_WORK TO DO_. Which lines contain the string "components"? Please list every one of them.

— start SOURCE DATA —

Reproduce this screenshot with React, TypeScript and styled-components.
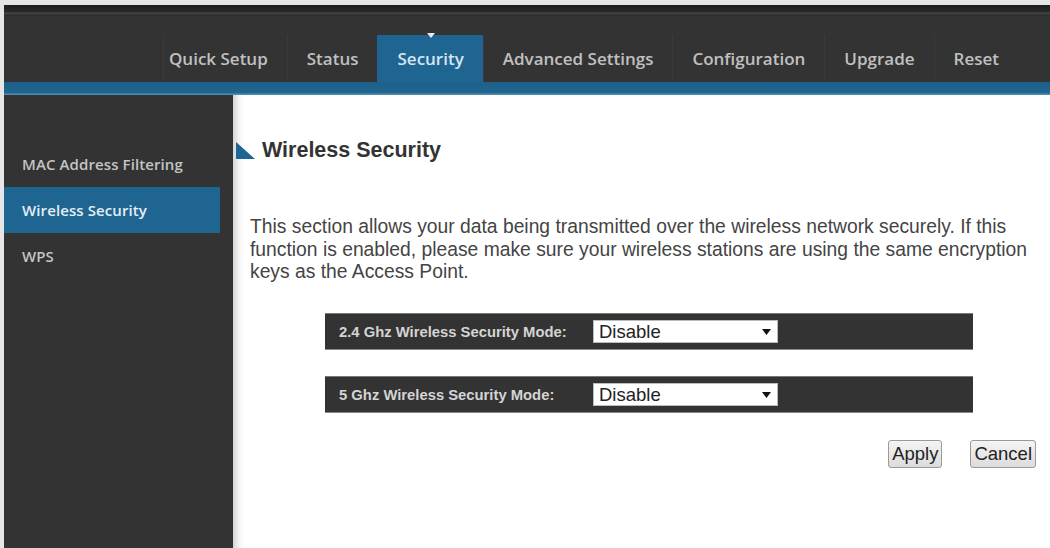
import React from "react";
import styled, { createGlobalStyle } from "styled-components";

const GlobalStyle = createGlobalStyle`
  html, body { margin: 0; padding: 0; background: #ffffff; }
  body { font-family: "Liberation Sans", Arial, sans-serif; }
  * { box-sizing: border-box; }
`;

const Page = styled.div`
  display: flex;
  flex-direction: column;
  height: 548px;
  padding: 5px 0 0 4px;
  background: #e6e6e6;
  overflow: hidden;
`;

const Header = styled.header`
  height: 77px;
  display: flex;
  justify-content: flex-end;
  align-items: flex-end;
  padding-right: 32px;
  background: linear-gradient(
    to bottom,
    #1e1e1e 0px,
    #2a2a2a 7px,
    #4a4a4a 8px,
    #2e2e2e 10px,
    #333333 12px,
    #333333 100%
  );
`;

const Nav = styled.nav`
  display: flex;
  height: 47px;
`;

const Tab = styled.div<{ $active?: boolean }>`
  position: relative;
  display: flex;
  align-items: center;
  justify-content: center;
  padding: 0 19px;
  font-family: "Open Sans", "Liberation Sans", sans-serif;
  font-weight: 600;
  font-size: 17px;
  color: ${(p) => (p.$active ? "#d4e6f2" : "#c0c0c0")};
  background: ${(p) => (p.$active ? "#1f6591" : "transparent")};
  border-left: 1px solid ${(p) => (p.$active ? "#1f6591" : "#3a3a3a")};
  white-space: nowrap;

  &:first-child {
    padding-left: 5px;
  }
`;

const TabPointer = styled.span`
  position: absolute;
  top: -2px;
  left: 50%;
  margin-left: -4px;
  width: 0;
  height: 0;
  border-left: 4px solid transparent;
  border-right: 4px solid transparent;
  border-top: 5px solid #e8eef2;
`;

const Stripe = styled.div`
  height: 13px;
  background: linear-gradient(to bottom, #1d5f8a 0%, #20668f 80%, #5d93b4 100%);
`;

const Body = styled.div`
  flex: 1;
  display: flex;
  min-height: 0;
`;

const Sidebar = styled.aside`
  width: 229px;
  flex-shrink: 0;
  background: #333333;
  padding-top: 46px;
  display: flex;
  flex-direction: column;
`;

const SideItem = styled.div<{ $active?: boolean }>`
  height: 46px;
  width: 216px;
  display: flex;
  align-items: center;
  padding-left: 18px;
  font-family: "Open Sans", "Liberation Sans", sans-serif;
  font-weight: 600;
  font-size: 15px;
  letter-spacing: 0.1px;
  color: ${(p) => (p.$active ? "#e4eef5" : "#c4c4c4")};
  background: ${(p) => (p.$active ? "#1f6591" : "transparent")};
`;

const Main = styled.main`
  flex: 1;
  background: #ffffff;
  box-shadow: inset 10px 0 10px -8px rgba(0, 0, 0, 0.25);
  padding: 45px 14px 0 3px;
`;

const Heading = styled.h2`
  margin: 0;
  display: flex;
  align-items: center;
  gap: 7px;
  height: 20px;
  font-size: 21.5px;
  font-weight: bold;
  color: #333333;
`;

const HeadingMark = styled.svg`
  width: 19px;
  height: 17px;
  flex-shrink: 0;
`;

const Intro = styled.p`
  margin: 56px 0 0 14px;
  font-size: 19.3px;
  line-height: 22.7px;
  color: #444444;
  max-width: 790px;
`;

const Rows = styled.div`
  margin: 29px 0 0 89px;
  width: 648px;
  display: flex;
  flex-direction: column;
  gap: 26px;
`;

const Row = styled.div`
  height: 37px;
  display: flex;
  align-items: center;
  padding-left: 14px;
  background: #333333;
  border-top: 1px solid #777;
  border-bottom: 1px solid #888;
`;

const RowLabel = styled.span`
  width: 254px;
  font-size: 14.8px;
  font-weight: bold;
  color: #d4d4d4;
`;

const SelectBox = styled.div`
  width: 185px;
  height: 23px;
  display: flex;
  align-items: center;
  justify-content: space-between;
  padding: 0 6px 0 5px;
  background: #ffffff;
  border: 1px solid #bbbbbb;
  font-size: 18.5px;
  color: #222222;
`;

const Arrow = styled.svg`
  width: 9px;
  height: 6px;
`;

const Actions = styled.div`
  margin-top: 27px;
  display: flex;
  justify-content: flex-end;
  gap: 28px;
`;

const Button = styled.button`
  height: 28px;
  padding: 0 3px;
  font-family: "Liberation Sans", Arial, sans-serif;
  font-size: 18.5px;
  color: #222222;
  background: linear-gradient(to bottom, #f4f4f4, #dcdcdc);
  border: 1px solid #9a9a9a;
  border-radius: 3px;
`;

const tabs = [
  "Quick Setup",
  "Status",
  "Security",
  "Advanced Settings",
  "Configuration",
  "Upgrade",
  "Reset",
];

const sideItems = ["MAC Address Filtering", "Wireless Security", "WPS"];

const modes = ["2.4 Ghz Wireless Security Mode:", "5 Ghz Wireless Security Mode:"];

export default function App() {
  return (
    <>
      <GlobalStyle />
      <Page>
        <Header>
          <Nav>
            {tabs.map((t) => (
              <Tab key={t} $active={t === "Security"}>
                {t === "Security" && <TabPointer />}
                {t}
              </Tab>
            ))}
          </Nav>
        </Header>
        <Stripe />
        <Body>
          <Sidebar>
            {sideItems.map((s) => (
              <SideItem key={s} $active={s === "Wireless Security"}>
                {s}
              </SideItem>
            ))}
          </Sidebar>
          <Main>
            <Heading>
              <HeadingMark viewBox="0 0 19 17">
                <polygon points="0,0 19,17 0,17" fill="#1f6591" />
              </HeadingMark>
              Wireless Security
            </Heading>
            <Intro>
              This section allows your data being transmitted over the wireless network
              securely. If this function is enabled, please make sure your wireless stations
              are using the same encryption keys as the Access Point.
            </Intro>
            <Rows>
              {modes.map((m) => (
                <Row key={m}>
                  <RowLabel>{m}</RowLabel>
                  <SelectBox>
                    Disable
                    <Arrow viewBox="0 0 9 6">
                      <polygon points="0,0 9,0 4.5,6" fill="#111" />
                    </Arrow>
                  </SelectBox>
                </Row>
              ))}
            </Rows>
            <Actions>
              <Button>Apply</Button>
              <Button>Cancel</Button>
            </Actions>
          </Main>
        </Body>
      </Page>
    </>
  );
}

— end SOURCE DATA —

_SOLUTION TO THIS TASK_.
Reproduce this screenshot with React, TypeScript and styled-components.
import styled, { createGlobalStyle } from "styled-components";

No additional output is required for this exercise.